Problem details:
Among the entries, which lines carry the string "screenshot"? Copy each of them.

Data extract:
________

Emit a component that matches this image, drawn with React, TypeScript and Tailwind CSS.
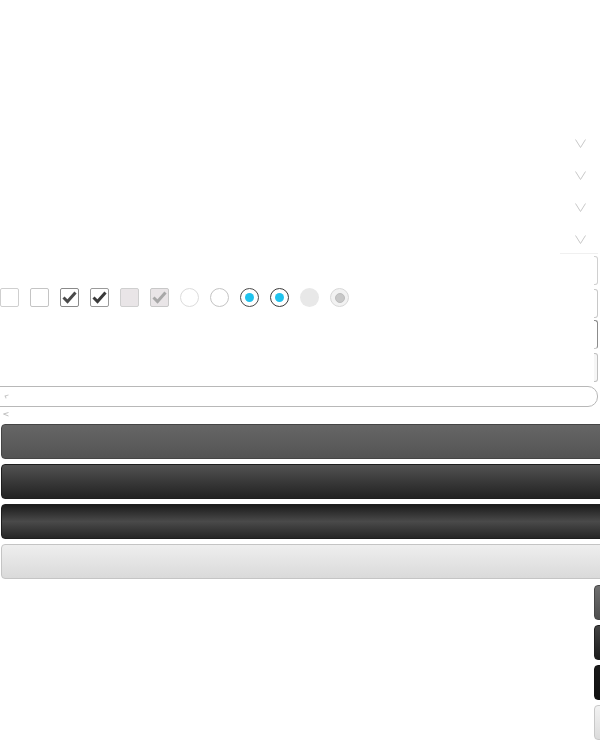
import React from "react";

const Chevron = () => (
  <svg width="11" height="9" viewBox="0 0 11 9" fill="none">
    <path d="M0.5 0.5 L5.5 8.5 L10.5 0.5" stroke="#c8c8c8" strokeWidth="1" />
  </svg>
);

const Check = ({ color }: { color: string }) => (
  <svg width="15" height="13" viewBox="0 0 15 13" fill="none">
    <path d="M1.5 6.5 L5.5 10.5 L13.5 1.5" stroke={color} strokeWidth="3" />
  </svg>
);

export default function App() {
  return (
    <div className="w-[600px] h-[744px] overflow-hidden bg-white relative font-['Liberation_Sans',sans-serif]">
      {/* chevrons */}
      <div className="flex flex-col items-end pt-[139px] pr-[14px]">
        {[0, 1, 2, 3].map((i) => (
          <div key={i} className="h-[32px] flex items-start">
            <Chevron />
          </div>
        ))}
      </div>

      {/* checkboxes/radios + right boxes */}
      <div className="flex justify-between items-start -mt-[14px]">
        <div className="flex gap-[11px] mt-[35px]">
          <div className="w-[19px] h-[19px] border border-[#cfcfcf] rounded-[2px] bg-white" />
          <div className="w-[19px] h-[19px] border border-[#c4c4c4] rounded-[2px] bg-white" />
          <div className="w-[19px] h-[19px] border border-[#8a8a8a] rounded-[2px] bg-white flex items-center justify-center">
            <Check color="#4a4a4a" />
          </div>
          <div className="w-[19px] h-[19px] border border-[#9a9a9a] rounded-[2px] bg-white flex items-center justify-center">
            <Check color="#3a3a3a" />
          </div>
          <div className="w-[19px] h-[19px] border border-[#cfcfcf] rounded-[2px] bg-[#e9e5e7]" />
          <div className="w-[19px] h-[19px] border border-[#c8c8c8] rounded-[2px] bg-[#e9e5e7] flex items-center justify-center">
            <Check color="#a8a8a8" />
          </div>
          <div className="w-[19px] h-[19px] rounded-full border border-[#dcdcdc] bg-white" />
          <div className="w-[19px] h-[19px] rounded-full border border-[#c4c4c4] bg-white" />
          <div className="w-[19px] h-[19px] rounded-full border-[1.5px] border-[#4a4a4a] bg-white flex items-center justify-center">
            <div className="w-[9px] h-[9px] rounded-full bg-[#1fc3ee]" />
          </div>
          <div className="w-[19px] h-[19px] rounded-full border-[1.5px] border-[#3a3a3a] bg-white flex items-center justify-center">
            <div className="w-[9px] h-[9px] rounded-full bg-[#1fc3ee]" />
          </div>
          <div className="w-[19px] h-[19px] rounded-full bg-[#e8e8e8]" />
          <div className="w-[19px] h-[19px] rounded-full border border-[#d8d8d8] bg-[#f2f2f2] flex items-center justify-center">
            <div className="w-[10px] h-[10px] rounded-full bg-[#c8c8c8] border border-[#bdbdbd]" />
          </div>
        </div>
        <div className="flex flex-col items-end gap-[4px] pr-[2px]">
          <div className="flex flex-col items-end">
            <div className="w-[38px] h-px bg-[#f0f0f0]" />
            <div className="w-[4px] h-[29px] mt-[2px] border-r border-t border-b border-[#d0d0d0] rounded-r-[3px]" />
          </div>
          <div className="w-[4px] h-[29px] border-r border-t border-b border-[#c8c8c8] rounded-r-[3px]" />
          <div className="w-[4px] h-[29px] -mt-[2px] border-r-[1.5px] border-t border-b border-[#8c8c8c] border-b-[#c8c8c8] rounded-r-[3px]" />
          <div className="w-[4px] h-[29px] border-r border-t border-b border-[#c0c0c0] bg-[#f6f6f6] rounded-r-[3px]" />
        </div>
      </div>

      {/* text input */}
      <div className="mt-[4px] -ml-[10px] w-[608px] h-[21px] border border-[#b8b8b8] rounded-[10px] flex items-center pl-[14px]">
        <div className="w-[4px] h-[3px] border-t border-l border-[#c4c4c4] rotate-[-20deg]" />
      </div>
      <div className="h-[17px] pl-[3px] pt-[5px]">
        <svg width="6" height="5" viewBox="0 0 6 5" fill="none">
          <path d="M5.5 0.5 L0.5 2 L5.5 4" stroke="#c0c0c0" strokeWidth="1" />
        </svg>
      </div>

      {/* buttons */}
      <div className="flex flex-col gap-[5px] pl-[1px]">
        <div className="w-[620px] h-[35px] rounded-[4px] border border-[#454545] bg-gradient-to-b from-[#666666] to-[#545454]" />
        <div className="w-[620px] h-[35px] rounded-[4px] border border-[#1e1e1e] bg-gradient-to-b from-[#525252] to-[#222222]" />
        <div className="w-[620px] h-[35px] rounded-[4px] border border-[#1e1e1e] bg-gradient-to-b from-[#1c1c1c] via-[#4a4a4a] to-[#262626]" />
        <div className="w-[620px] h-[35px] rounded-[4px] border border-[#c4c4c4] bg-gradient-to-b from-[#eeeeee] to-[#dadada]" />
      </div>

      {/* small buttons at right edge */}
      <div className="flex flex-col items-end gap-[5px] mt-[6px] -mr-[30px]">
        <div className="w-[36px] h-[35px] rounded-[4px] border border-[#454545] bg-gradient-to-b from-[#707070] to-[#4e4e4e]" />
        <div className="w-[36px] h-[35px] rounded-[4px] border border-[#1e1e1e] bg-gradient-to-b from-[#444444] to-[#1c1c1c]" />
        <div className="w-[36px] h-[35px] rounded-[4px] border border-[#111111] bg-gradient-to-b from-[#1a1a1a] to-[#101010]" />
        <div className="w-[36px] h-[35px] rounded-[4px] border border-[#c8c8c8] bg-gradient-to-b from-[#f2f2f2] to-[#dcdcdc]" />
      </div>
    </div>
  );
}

________

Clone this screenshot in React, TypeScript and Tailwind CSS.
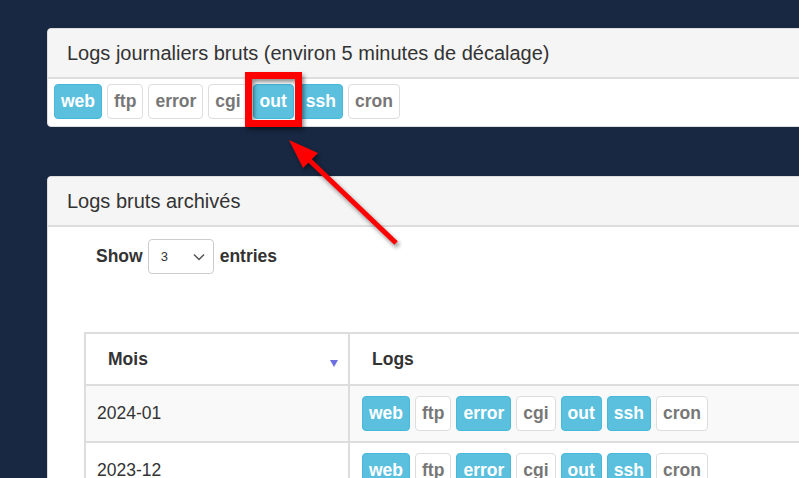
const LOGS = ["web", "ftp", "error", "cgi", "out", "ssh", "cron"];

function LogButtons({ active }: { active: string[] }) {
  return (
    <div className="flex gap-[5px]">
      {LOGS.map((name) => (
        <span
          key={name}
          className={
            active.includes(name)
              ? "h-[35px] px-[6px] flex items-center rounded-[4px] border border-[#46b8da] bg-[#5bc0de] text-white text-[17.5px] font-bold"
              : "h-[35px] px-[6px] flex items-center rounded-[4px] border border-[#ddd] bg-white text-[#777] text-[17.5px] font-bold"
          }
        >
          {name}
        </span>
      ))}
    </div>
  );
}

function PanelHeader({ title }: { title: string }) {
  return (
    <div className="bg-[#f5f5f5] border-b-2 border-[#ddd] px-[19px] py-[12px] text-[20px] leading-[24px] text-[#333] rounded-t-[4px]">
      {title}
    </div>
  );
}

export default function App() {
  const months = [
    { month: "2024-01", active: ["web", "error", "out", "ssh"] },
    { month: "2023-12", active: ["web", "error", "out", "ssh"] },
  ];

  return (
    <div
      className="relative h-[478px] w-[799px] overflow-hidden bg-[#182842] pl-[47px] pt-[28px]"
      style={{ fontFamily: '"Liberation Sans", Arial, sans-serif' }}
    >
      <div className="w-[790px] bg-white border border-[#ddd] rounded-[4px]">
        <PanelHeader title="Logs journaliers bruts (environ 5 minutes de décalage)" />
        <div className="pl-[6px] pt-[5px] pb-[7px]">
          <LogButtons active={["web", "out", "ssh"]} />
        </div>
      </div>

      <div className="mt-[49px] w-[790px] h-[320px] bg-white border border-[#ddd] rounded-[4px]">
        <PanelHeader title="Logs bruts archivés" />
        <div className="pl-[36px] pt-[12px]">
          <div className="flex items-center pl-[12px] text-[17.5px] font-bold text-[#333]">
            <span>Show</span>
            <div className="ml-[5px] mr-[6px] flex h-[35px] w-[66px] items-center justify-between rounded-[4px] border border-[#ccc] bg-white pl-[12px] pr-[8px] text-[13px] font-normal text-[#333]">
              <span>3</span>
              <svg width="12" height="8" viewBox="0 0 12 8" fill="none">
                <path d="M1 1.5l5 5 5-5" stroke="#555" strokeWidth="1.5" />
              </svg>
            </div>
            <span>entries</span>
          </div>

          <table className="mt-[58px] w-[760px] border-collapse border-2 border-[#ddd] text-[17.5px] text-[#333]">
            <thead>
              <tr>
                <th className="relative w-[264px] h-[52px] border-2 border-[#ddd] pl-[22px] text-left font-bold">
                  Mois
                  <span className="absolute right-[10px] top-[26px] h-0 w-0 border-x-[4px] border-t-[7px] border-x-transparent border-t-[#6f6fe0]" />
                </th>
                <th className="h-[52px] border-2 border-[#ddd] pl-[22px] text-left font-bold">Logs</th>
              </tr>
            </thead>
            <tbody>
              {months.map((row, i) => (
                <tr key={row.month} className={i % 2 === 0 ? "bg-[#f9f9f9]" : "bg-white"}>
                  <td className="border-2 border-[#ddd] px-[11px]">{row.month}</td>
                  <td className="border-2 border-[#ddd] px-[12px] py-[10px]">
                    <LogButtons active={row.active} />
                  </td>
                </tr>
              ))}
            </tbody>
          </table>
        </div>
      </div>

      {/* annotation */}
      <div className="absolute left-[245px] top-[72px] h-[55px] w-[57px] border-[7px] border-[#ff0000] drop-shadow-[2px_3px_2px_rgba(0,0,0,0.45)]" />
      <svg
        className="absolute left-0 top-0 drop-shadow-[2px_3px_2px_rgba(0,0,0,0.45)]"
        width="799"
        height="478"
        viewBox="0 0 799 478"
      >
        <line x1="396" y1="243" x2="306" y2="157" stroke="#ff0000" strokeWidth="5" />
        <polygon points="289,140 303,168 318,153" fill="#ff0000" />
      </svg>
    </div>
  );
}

________

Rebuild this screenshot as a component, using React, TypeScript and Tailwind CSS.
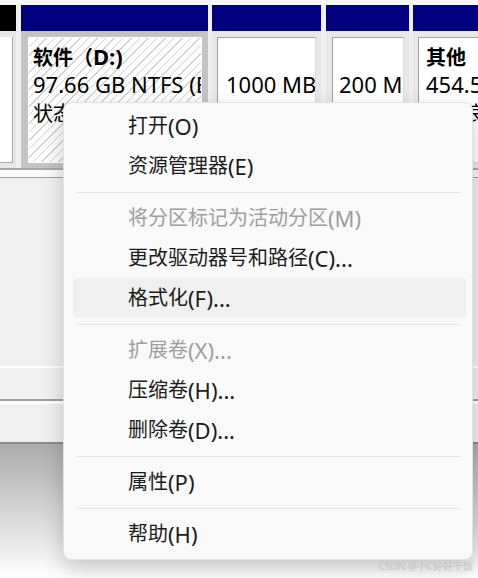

________

Exercise result:
Clone this screenshot in React, TypeScript and Tailwind CSS.
Rebuild this screenshot as a component, using React, TypeScript and Tailwind CSS.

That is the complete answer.